Re: RARA-AVIS: Re: Cain and Hammett

From: Patrick King (
Date: 06 Oct 2007

--- Raymond Tait <> wrote:
> I would say if you are making a case for The Maltese
> Falcon as a noir
> novel then Brigid is the character to focus on
> rather than Sam Spade.
> If Spade was a true noir character he would have
> gone down with her somehow.

I can't see Brigid as a tragic noir villianess like Cora, for example. Brigid is pathologically manipulative with no redeeming virtues except her beauty. Spade knows this when he meets her. Brigid fools no one except perhaps Thursby, Miles Archer and Captain Jacoby. The rest of the important males in the book are sociopaths with homosexual tendencies and are not moved by Brigid at all. Spade understand all too well how these types of criminals think. One wonders where he learned it, as their pathology is very complex and involved. Guttman even warns Spade that Brigid is dangerous. In the movie at least you can see that Bogart's Spade is being sarcastic when he acknowledges Guttman's warning. He knows how crazy she is. This fact undermines even his fondness for Effie and his willingness to use her to his own ends. Note he sends this psycho to stay with his secretary AND her invalid mother, knowing full well that she's a dangerous person being followed by dangerous people.
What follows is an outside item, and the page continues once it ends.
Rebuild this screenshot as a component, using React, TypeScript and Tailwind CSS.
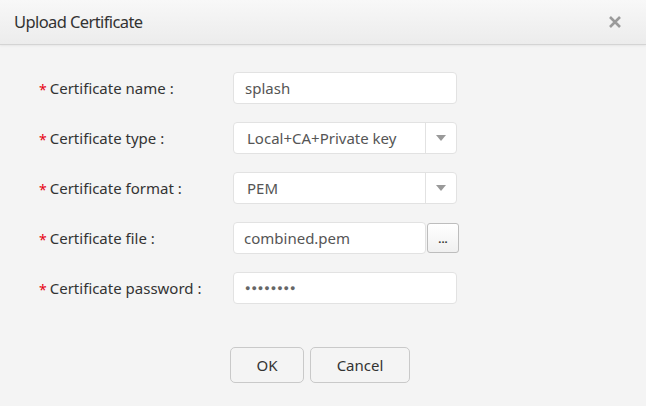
import React from "react";

const font = { fontFamily: '"Noto Sans", "Open Sans", Arial, sans-serif' };

function Label({ text }: { text: string }) {
  return (
    <div className="flex w-[194px] items-center text-[15px] text-[#333]">
      <span className="mr-[3px] mt-[4px] text-[14px] leading-none text-[#e60012]">*</span>
      {text}
    </div>
  );
}

function Arrow() {
  return (
    <div className="flex h-full w-[31px] items-center justify-center border-l border-[#e2e2e2]">
      <svg width="10" height="6" viewBox="0 0 10 6">
        <path d="M0 0h10L5 6z" fill="#999" />
      </svg>
    </div>
  );
}

export default function App() {
  return (
    <div className="flex h-[406px] w-[646px] flex-col bg-[#f4f4f4]" style={font}>
      <div className="flex h-[45px] items-center justify-between border-b border-[#d4d4d4] bg-gradient-to-b from-[#f8f8f8] to-[#ececec] pl-[14px] pr-[24px] shadow-[0_1px_2px_rgba(0,0,0,0.06)]">
        <h1 className="text-[16.5px] tracking-[-0.6px] text-[#333]">Upload Certificate</h1>
        <svg width="14" height="14" viewBox="0 0 14 14">
          <path d="M2 2l10 10M12 2L2 12" stroke="#9a9a9a" strokeWidth="2.6" />
        </svg>
      </div>

      <div className="flex flex-col gap-[18px] pl-[39px] pt-[27px]">
        <div className="flex h-[32px] items-center">
          <Label text="Certificate name :" />
          <div className="flex h-[32px] w-[224px] items-center rounded-[4px] border border-[#e2e2e2] bg-white px-[11px] text-[15px] text-[#555]">
            splash
          </div>
        </div>
        <div className="flex h-[32px] items-center">
          <Label text="Certificate type :" />
          <div className="flex h-[32px] w-[224px] items-center rounded-[4px] border border-[#e2e2e2] bg-white text-[15px] text-[#555]">
            <span className="flex-1 pl-[13px]">Local+CA+Private key</span>
            <Arrow />
          </div>
        </div>
        <div className="flex h-[32px] items-center">
          <Label text="Certificate format :" />
          <div className="flex h-[32px] w-[224px] items-center rounded-[4px] border border-[#e2e2e2] bg-white text-[15px] text-[#555]">
            <span className="flex-1 pl-[13px]">PEM</span>
            <Arrow />
          </div>
        </div>
        <div className="flex h-[32px] items-center">
          <Label text="Certificate file :" />
          <div className="flex h-[32px] w-[193px] items-center rounded-[4px] border border-[#e2e2e2] bg-white px-[10px] text-[15px] text-[#555]">
            combined.pem
          </div>
          <button className="ml-[1px] flex h-[30px] w-[32px] items-center justify-center rounded-[3px] border border-[#bdbdbd] bg-gradient-to-b from-white to-[#f0f0f0] text-[11px] font-bold leading-none text-[#333]">
            ...
          </button>
        </div>
        <div className="flex h-[32px] items-center">
          <Label text="Certificate password :" />
          <div className="flex h-[32px] w-[224px] items-center rounded-[4px] border border-[#e2e2e2] bg-white px-[11px] text-[9px] tracking-[1px] text-[#666]">
            ●●●●●●●●
          </div>
        </div>
      </div>

      <div className="mt-[43px] flex gap-[6px] pl-[230px]">
        <button className="h-[36px] w-[74px] rounded-[5px] border border-[#c9c9c9] bg-[#f4f4f4] text-[15px] text-[#333]">
          OK
        </button>
        <button className="h-[36px] w-[100px] rounded-[5px] border border-[#c9c9c9] bg-[#f4f4f4] text-[15px] text-[#333]">
          Cancel
        </button>
      </div>
    </div>
  );
}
But note also, while Wilma killed Jacoby, it was Brigid who killed Miles & Thursby. You can argue that in Wilma's mind it was necessary to kill Jacoby to reclaim the Falcon. But there was no reason at all for Brigid to murder either Miles or Thursby. It was a crazy thing to do. On the scale of most evil, Wilma is about a 7, psychopath who kills for profit at the behest of a superior, while Brigid O'Shannassey is at 16, psychopath who kills for no reason.